On Wednesday, I went to nearby Maastricht for the workshop Participatory knowledge production 2.0: Critical views and experiences together with my colleagues Isa Peters and Katrin Weller. The workshop, hosted by the Virtual Knowledge Studio Maastricht, was a single-day, round table-style event that attracted participants from a variety of disciplines (e.g. STS, sociology, literature, [social] geography). Short papers contributed by a group of participants were discussed in depth, first by a so-called respondent (a colleague who presents the central points made in the paper and then critiques it) and then by the entire group. I discussed a paper by René König titled Wikipedia: participatory knowledge production or elite knowledge representation? which made some very relevant points on the conservative nature of Wikipedia as a natural result of it’s participatory model. Other topics included e-healthcare portals, WikiLeaks, open art criticism, theorycrafting in games, online fandoms and participatory GIS (see the program for details).

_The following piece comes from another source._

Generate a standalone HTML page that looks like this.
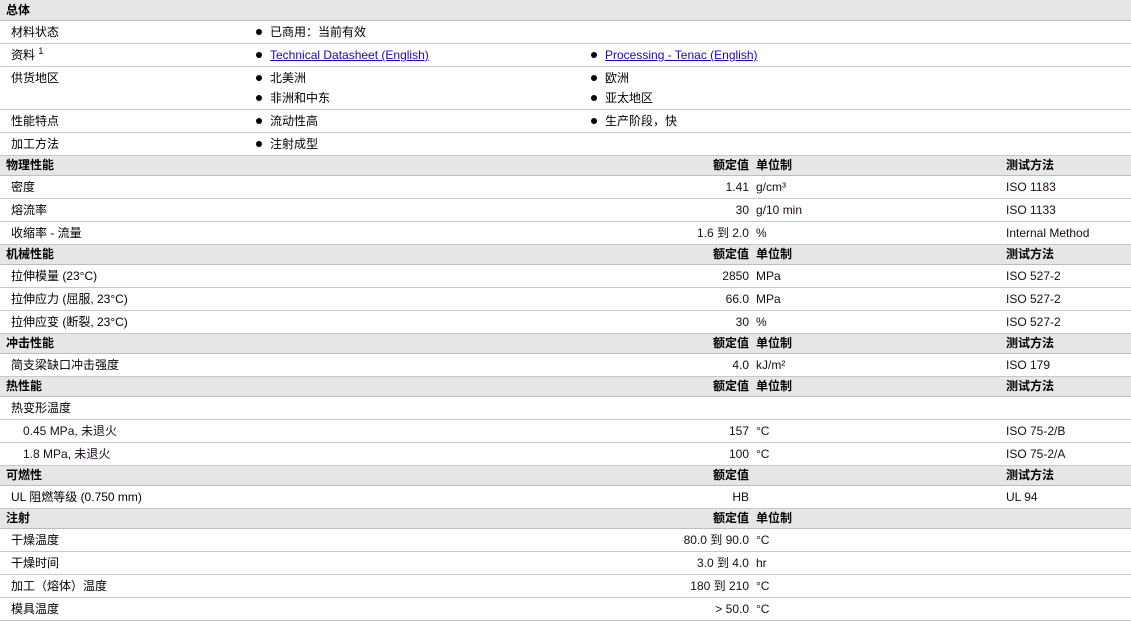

The lack of multiple conference tracks, Powerpoint and other distractions (there was no open wifi) meant that participants focused closely on the discussion at hand and really engaged with one another. It’s a great event format for intense thought and debate and I’d love to use it in the future — ideally at a remote location where people can’t escape.
I can’t really give a concise summary of everything that was discussed, but the program and the Twitterstream will give you an impression of the dominant themes.
VKS Maastricht’s Sally Wyatt, the workshop chair, summarized the common direction of the four sessions as follows (my notes):
- How inclusive is digital technology really? This was a recurring theme: beyond narratives of the Internet as a liberating force, how open are digital environments (from mapping systems and health portals to Wikipedia and the Google Art Project?
- What is the relationship of software and hardware to systems of power and control? What kind of ideology is inherent in computation?
- Participation as a form of surveillance, co-creation as a form of exploitation.
- Theory, methods and approaches to studying these and related issues.
What made the workshop very productive and stimulating to me was the healthy mix of critical perspective and empirical research. We didn’t just debate digital technology in an abstract fashion (which is sometimes a danger with very bookish scholars who don’t actually use a given technology, but feel free to interpret it before the background of their favorite theory) and we also refrained from assembling statistics or anecdotes without relation to a bigger picture.
I greatly enjoyed meeting everyone at VKS and the other participants and look forward both to a publication that might follow and to future VKS events relating to digital themes.